Junaid Quadri
- Fellowship Dates 2010-2010
- Research Topic Islam, Tradition and Reform: The Case of the Egyptian Ulama
- Fellow or Grant Type Bureau of Educational and Cultural Affairs
- Affiliation Pre-doctoral candidate McGill University
Modern academic scholarship on Islamic law tends to direct its attention towards two specific areas of legal history: the formative period, which witnessed the rise of the predominant legal schools, and the activity of the Reform movement associated most closely with the famous Mufti of Egypt, Muhammad ‘Abduh (d. 1905). Islamic Reformism is thought to provide the most fruitful framework for reconciliation between Islamic law and modern liberal values, like democracy and human rights. However, scholarship that seeks to make this case is repeatedly subject to criticism of inauthenticity for straying too far from the traditional strictures of the textual and institutional authority of “orthodox” Islam. Lying behind these objections is an appreciation for the particular way in which Islamic law functioned as an enterprise dominated by religious elites endowed with unparalleled epistemic and moral authority.

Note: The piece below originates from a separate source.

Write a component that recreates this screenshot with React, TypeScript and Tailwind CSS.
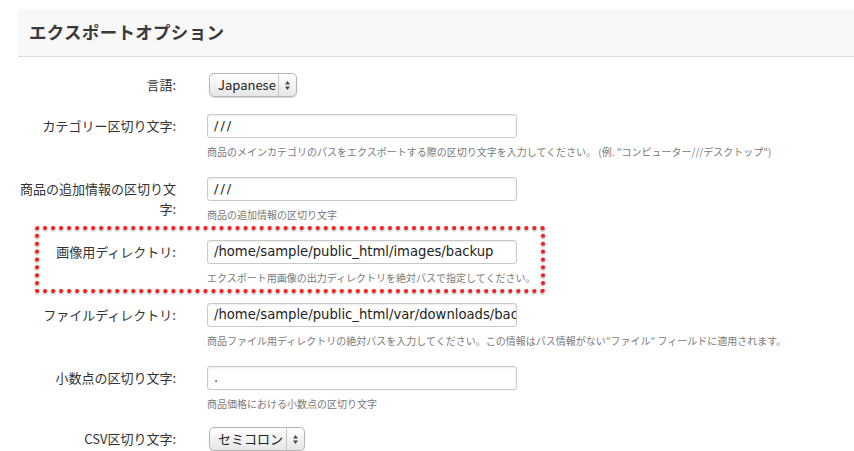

This research centers on Muhammad Bakhit al-Muti‘i (d. 1935), a leading member of the ulama in Egypt. It focuses on one of Bakhit’s legal treatises arguing that it departs from his traditional predecessors, and reworks a long-standing, strictly-delineated hierarchy of interpretive-juristic authority and effectively argues for an increased democratization of authority – an intellectual commitment that has long been associated solely with the Reformists. Using sources from Cairo library collections, fatwas issued during Bakhit’s appointment as Mufti of Egypt (1914-1921) and lectures, this research tests whether Bakhit’s standing as a “traditionalist” or “orthodox” scholar made his incorporation of reformist commitments more palatable to both the ulama and the masses.